Ah elle avait l’air dense la bobine de The Five Star Stories, mais à mesure qu’on y tirait-dessus, il n’y avait finalement plus qu’une longue et maigre ficelle. Poncifs et clichés y sont imprégnés dans les fibres d’un bout à l’autre, tombant à pieds joints dans chaque écueil, à commencer par les romances larmoyantes et ce qui s’y rapporte. L’écriture est peut-être étoffée, ça ne la rend cependant pas complexe ou pertinente pour autant ; loin s’en faut.
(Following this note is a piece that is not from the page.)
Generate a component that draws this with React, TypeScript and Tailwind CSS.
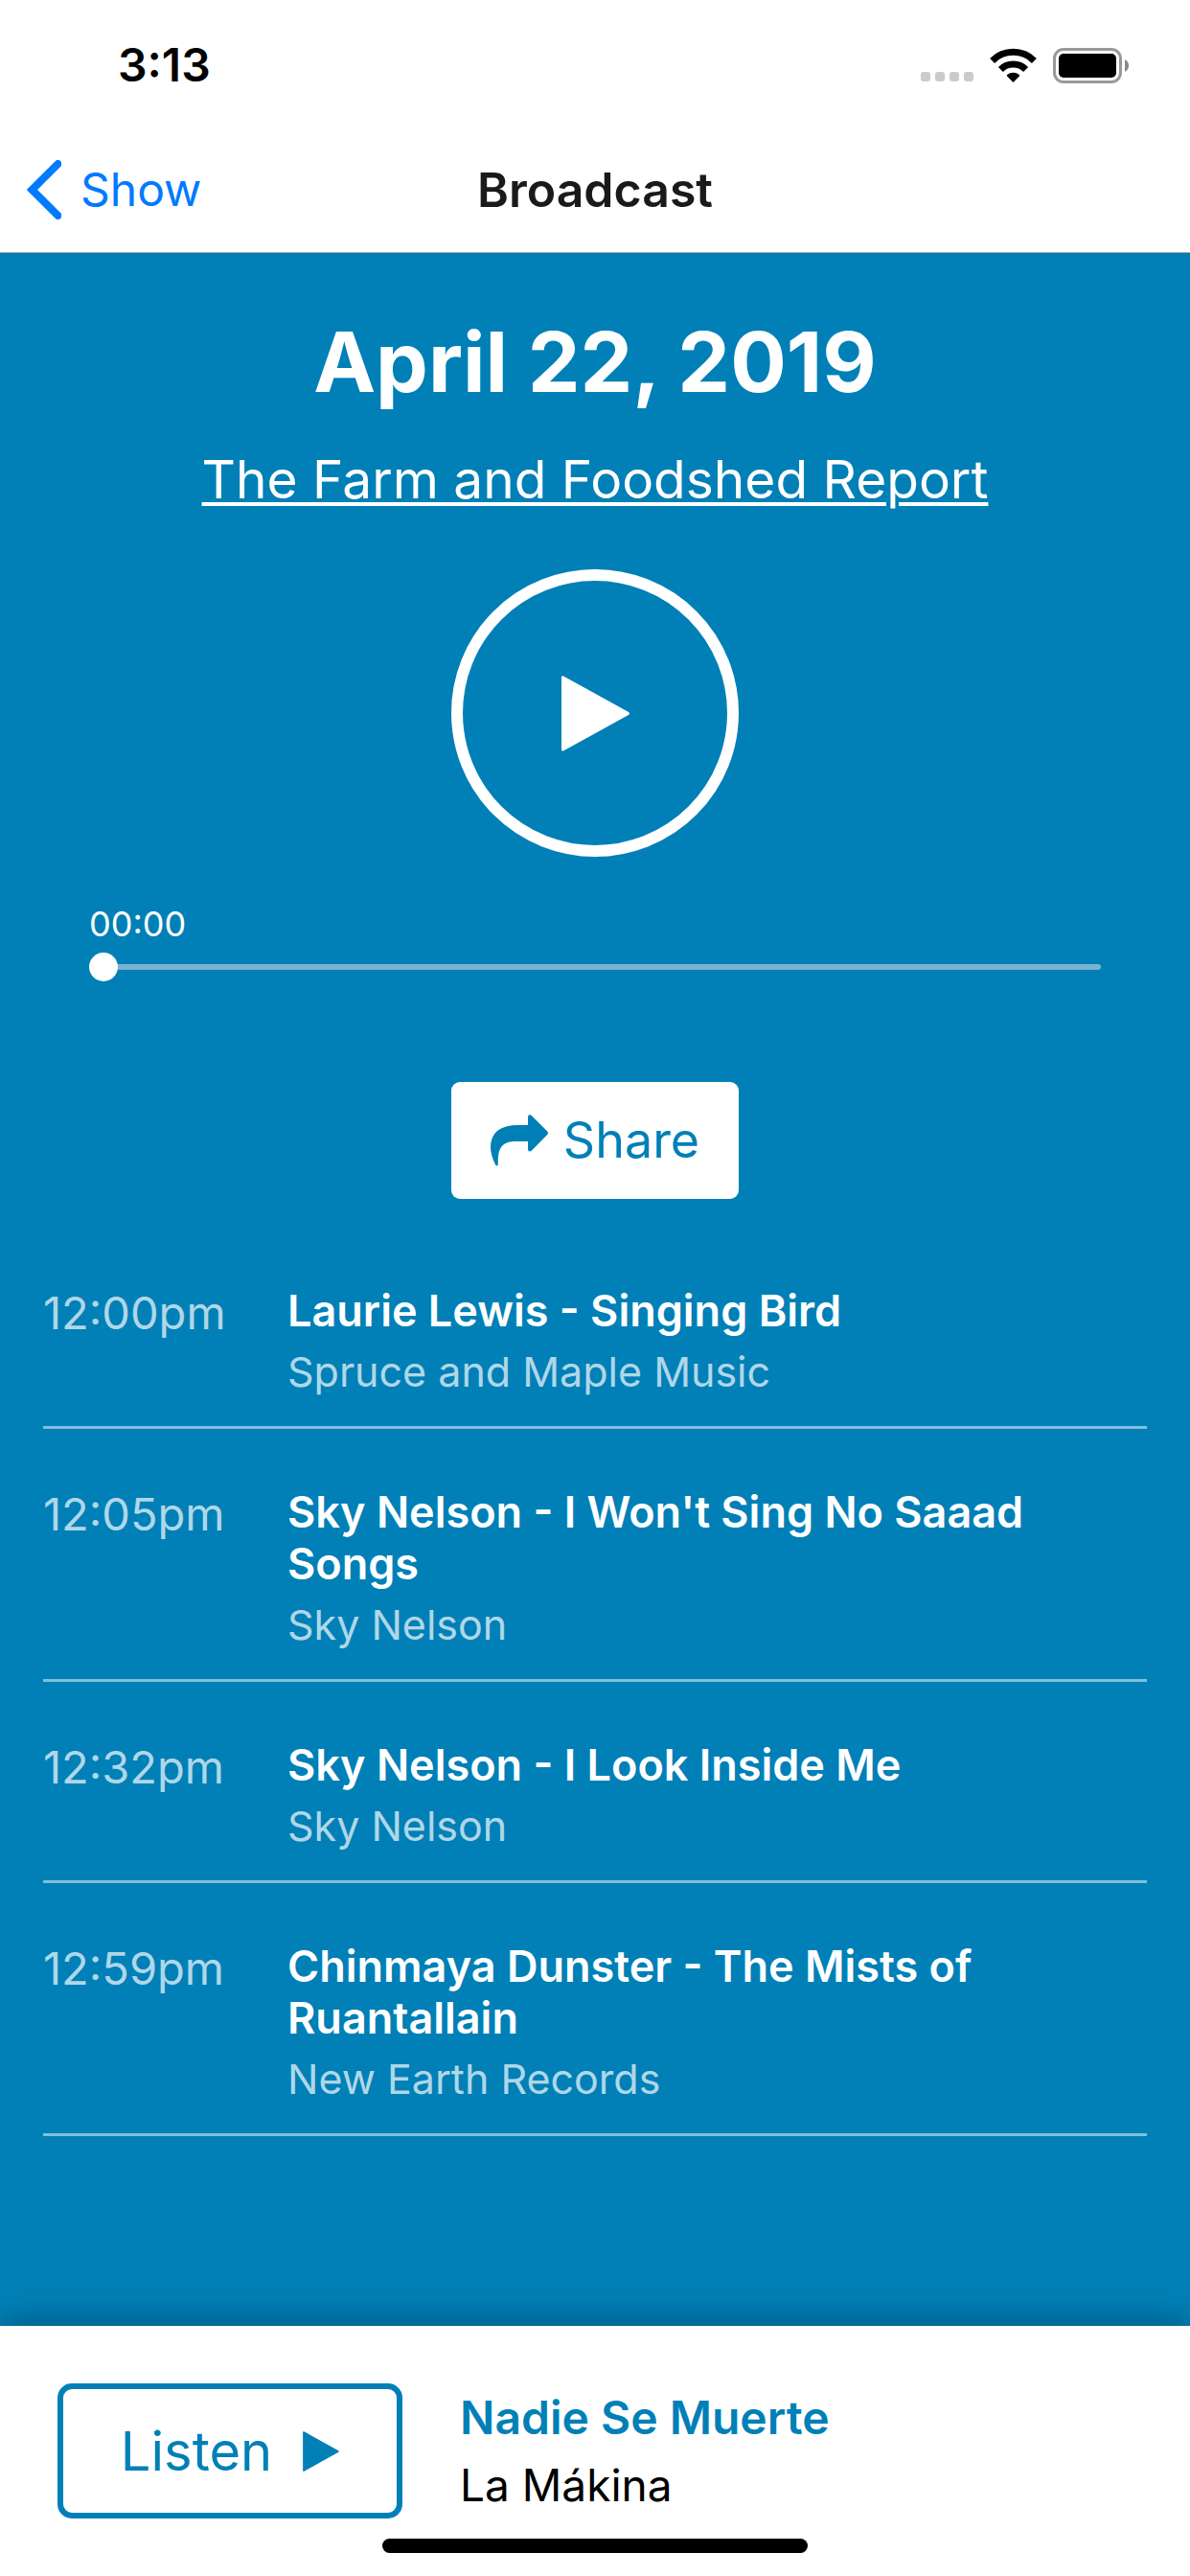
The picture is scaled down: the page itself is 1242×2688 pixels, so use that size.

Mamoru Nagano est un pur, c’était dit et démonstration en fut faite de par ses intransigeances. Seulement, de pureté, il n’en existe aucune qui soit immaculée en ce monde. Michel Drac – un essayiste que je me plais à lire – avait dit un jour que la recherche de la pureté menait inexorablement au nihilisme car il n’y avait de pureté véritable que dans le néant. Voilà une conclusion cinglante pour ce qu’elle a de vrai. Faire le pointilleux quand on est un orfèvre, c’est une posture qui se tient. Mais à contempler les personnages de Five Star Stories, ses intrigues controuvées ou ses dessins… je suis au regret de dire à monsieur Nagano que de tous les mangakas que j’aie pu lire un jour, lui n’est pas de ceux qui peuvent se permettre de faire la fine bouche.
Quant à ceux qui, au nom du « consensus » - terme dont la première syllabe est la plus évocatrice quant à ce que recouvre le terme – scanderaient qu’on ne note pas si sévèrement un manga si bien noté, je relativiserai la note globale. The Five Star Stories, à tort ou à raison, est clairement aujourd’hui un manga de niche. Ne parvient à lui qu’un public qui l’aura cherché le plus souvent ; un qui lui sera acquis d’avance eu égard au contenu présenté. Si sa note globale est si élevée, c’est que les noteurs sont peu nombreux et que la moyenne, n’étant consolidée que par des aficionados, s’en ressent en conséquence.
The Five Star Stories, c’est l’affaire de cinq étoiles qui, finalement, n’en valaient que quatre.